Jamais homme n’a su multiplier les liens de la dépendance plus habilement que Bonaparte. Il connaissoit mieux que personne les grands et les petits moyens du despotisme ; on le voyoit s’occuper avec persévérance de la toilette des femmes, afin que leurs époux, ruinés par leurs dépenses, fussent plus souvent obligés de recourir à lui. Il vouloit aussi frapper l’imagination des François par la pompe de sa cour. Le vieux soldat qui fumoit à la porte de Frédéric II suffisoit pour le faire respecter de toute l’Europe.

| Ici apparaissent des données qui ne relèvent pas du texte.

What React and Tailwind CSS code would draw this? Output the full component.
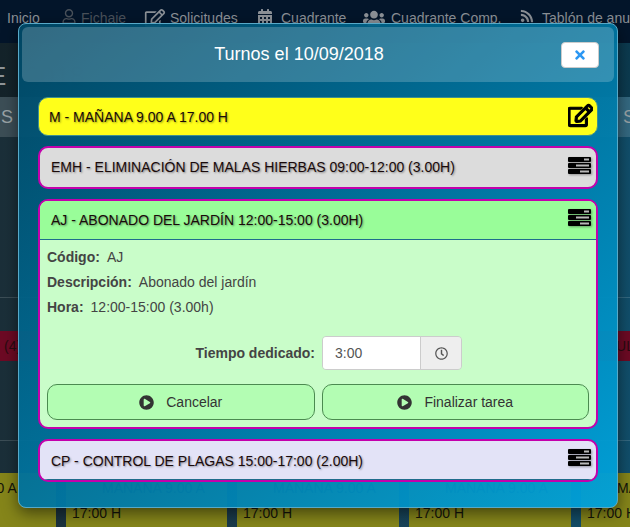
import React from 'react';
import { FaRegUser, FaRegEdit, FaCalendarAlt, FaUsers, FaRss, FaTimes, FaPlayCircle, FaRegClock } from 'react-icons/fa';

const NAV = [
  { label: 'Solicitudes', icon: FaRegEdit, iconClass: 'text-[18px] w-[26px] pr-[4px]', width: 'w-[111px]' },
  { label: 'Cuadrante', icon: FaCalendarAlt, iconClass: 'text-[16px] w-[26px] pr-[6px]', width: 'w-[108px]' },
  { label: 'Cuadrante Comp.', icon: FaUsers, iconClass: 'text-[19px] w-[28px] pr-[6px]', width: 'w-[155px]' },
  { label: 'Tablón de anuncios', icon: FaRss, iconClass: 'text-[14px] w-[24px] pr-[6px]', width: '' },
];

const DAY_CELLS = ['w-[178px] ml-[-122px]', 'w-[161px]', 'w-[162px]', 'w-[162px]', 'w-[162px]'];

const ServerIcon = () => (
  <svg width="23" height="18" viewBox="0 0 23 18" className="shrink-0 drop-shadow-[1px_1px_1px_rgba(0,0,0,0.35)]">
    <rect x="0" y="0" width="23" height="5" rx="1" fill="#000" />
    <rect x="16" y="1.5" width="5" height="2" fill="#b8b8b8" />
    <rect x="0" y="6" width="23" height="5" rx="1" fill="#000" />
    <rect x="8" y="7.5" width="13" height="2" fill="#b8b8b8" />
    <rect x="0" y="12" width="23" height="5" rx="1" fill="#000" />
    <rect x="12" y="13.5" width="9" height="2" fill="#b8b8b8" />
  </svg>
);

const titleClass = 'text-[14px] text-[#1a0a0a] [text-shadow:1px_1px_2px_rgba(0,0,0,0.4)]';

const Background = () => (
  <div className="flex flex-col h-full bg-gradient-to-r from-[#1b2f39] to-[#114f6b]">
    <nav className="h-[43px] shrink-0 bg-[#03152a] flex items-start pt-[8px] text-[14px] text-[#8b9096]">
      <span className="ml-[7px] w-[50px] shrink-0">Inicio</span>
      <span className="flex w-[87px] shrink-0 text-[#49515a]">
        <FaRegUser className="text-[15px] w-[24px] mt-[1px]" />
        Fichaje
      </span>
      {NAV.map(item => {
        const Icon = item.icon;
        return (
          <span key={item.label} className={`flex shrink-0 whitespace-nowrap ${item.width}`}>
            <Icon className={`${item.iconClass} mt-[1px] shrink-0`} />
            {item.label}
          </span>
        );
      })}
    </nav>
    <div className="h-[54px] shrink-0 bg-black/25 flex items-center gap-[19px] text-[26px] pt-[12px] -ml-[11px] text-[#8f9598]">
      <span>E</span>
      <span className="text-[#0d1a20] tracking-[0.5px]">2018</span>
    </div>
    <div className="h-[40px] shrink-0 bg-white/15 flex items-center justify-between pl-[1px] -mr-[5px] text-[18px] text-[#9aa3a6]">
      <span>S</span>
      <span>S</span>
    </div>
    <div className="h-[161px] shrink-0 border-b border-white/15" />
    <div className="h-[33px] shrink-0" />
    <div className="h-[30px] shrink-0 bg-[#6d0a24] flex items-center justify-between text-[14px] text-[#2a0a10] -mr-[4px]">
      <span className="ml-[4px]">(4)</span>
      <span>UL</span>
    </div>
    <div className="h-[80px] shrink-0 border-b border-white/15" />
    <div className="h-[32px] shrink-0" />
    <div className="flex-1 flex gap-[10px] text-[14px] text-[#14140a]">
      {DAY_CELLS.map((cls, i) => (
        <div key={i} className={`${cls} shrink-0 bg-[#85851a] pt-[5px] pl-[6px] whitespace-nowrap overflow-hidden`}>
          <div className="pl-[30px]">MAÑANA 9.00 A</div>
          <div className="mt-[4px]">17:00 H</div>
        </div>
      ))}
    </div>
  </div>
);

const CollapsedCard = ({ title, bg, line }) => (
  <div className={`rounded-[10px] border-2 border-[#c400ac] overflow-hidden ${bg}`}>
    <div className={`h-[39px] pl-[11px] pr-[5px] flex items-center justify-between ${line ? 'border-b border-[#1f6d8c]' : ''}`}>
      <span className={`${titleClass} ${line ? 'pt-[2px]' : ''}`}>{title}</span>
      <span className="mt-[-4px]"><ServerIcon /></span>
    </div>
  </div>
);

const ActionButton = ({ label }) => (
  <button className="flex-1 h-[36px] rounded-[10px] border border-[#4b8a50] bg-[#b3fdb3] flex items-center justify-center gap-[12px] pt-[1px] text-[14px] text-[#333] [font-family:inherit]">
    <FaPlayCircle className="text-[15px] text-[#333]" />
    {label}
  </button>
);

const Row = ({ label, value }) => (
  <div className="h-[25px] flex items-center gap-[7px] text-[14px] text-[#444]">
    <b>{label}</b>
    <span>{value}</span>
  </div>
);

export default function App() {
  return (
    <div className="relative w-[630px] h-[527px] overflow-hidden font-['Liberation_Sans',Arial,sans-serif]">
      <Background />

      {/* Modal */}
      <div className="absolute left-[18px] top-[23px] w-[600px] rounded-[8px] border border-[#57a9c8] p-[3px] bg-gradient-to-br from-[#004866f2] to-[#00a2dbf5] shadow-[0_5px_15px_rgba(0,0,0,0.5)]">
        <div className="h-[55px] rounded-[6px] bg-white/20 relative flex items-center justify-center pr-[38px]">
          <h4 className="text-[18px] text-white">Turnos el 10/09/2018</h4>
          <button className="absolute right-[15px] top-[15px] w-[38px] h-[26px] rounded-[4px] bg-white border border-[#ccc] flex items-center justify-center">
            <FaTimes className="text-[14px] text-[#2b97f3]" />
          </button>
        </div>

        <div className="pt-[15px] px-[16px] pb-[22px] flex flex-col gap-[10px]">
          <div className="h-[39px] rounded-[10px] border border-[#3f8f8f] bg-[#ffff1a] pl-[10px] pr-[4px] flex items-center justify-between">
            <span className={`${titleClass} pt-[2px]`}>M - MAÑANA 9.00 A 17.00 H</span>
            <FaRegEdit className="text-[25px] text-black mt-[-3px]" stroke="currentColor" strokeWidth={24} />
          </div>

          <CollapsedCard title="EMH - ELIMINACIÓN DE MALAS HIERBAS 09:00-12:00 (3.00H)" bg="bg-[#dcdcdc]" />

          <div className="rounded-[10px] border-2 border-[#c400ac] overflow-hidden bg-[#c9fdc9]">
            <div className="h-[39px] pl-[11px] pr-[5px] bg-[#99fd99] border-b border-[#1f6d8c] flex items-center justify-between">
              <span className={titleClass}>AJ - ABONADO DEL JARDÍN 12:00-15:00 (3.00H)</span>
              <span className="mt-[-4px]"><ServerIcon /></span>
            </div>
            <div className="px-[7px] pt-[5px] pb-[7px]">
              <Row label="Código:" value="AJ" />
              <Row label="Descripción:" value="Abonado del jardín" />
              <Row label="Hora:" value="12:00-15:00 (3.00h)" />
              <div className="mt-[16px] flex items-center">
                <b className="w-[268px] text-right text-[14px] text-[#444]">Tiempo dedicado:</b>
                <div className="ml-[7px] w-[140px] h-[34px] flex rounded-[4px] border border-[#ccc] overflow-hidden">
                  <div className="flex-1 bg-white pl-[12px] flex items-center text-[14px] text-[#555]">3:00</div>
                  <div className="w-[41px] bg-[#eee] border-l border-[#ccc] flex items-center justify-center">
                    <FaRegClock className="text-[13px] text-[#555]" />
                  </div>
                </div>
              </div>
              <div className="mt-[14px] flex gap-[7px]">
                <ActionButton label="Cancelar" />
                <ActionButton label="Finalizar tarea" />
              </div>
            </div>
          </div>

          <CollapsedCard title="CP - CONTROL DE PLAGAS 15:00-17:00 (2.00H)" bg="bg-[#e3e3f7]" line />
        </div>
      </div>
    </div>
  );
}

Certainement Bonaparte avoit assez de talens militaires pour obtenir le même résultat par les mêmes moyens ; mais il ne lui suffisoit pas d’être le maître, il vouloit encore être le tyran ; et, pour opprimer l’Europe et la France, il falloit avoir recours à tous les moyens qui avilissent l’espèce humaine : aussi, le malheureux n’y a-t-il que trop bien réussi !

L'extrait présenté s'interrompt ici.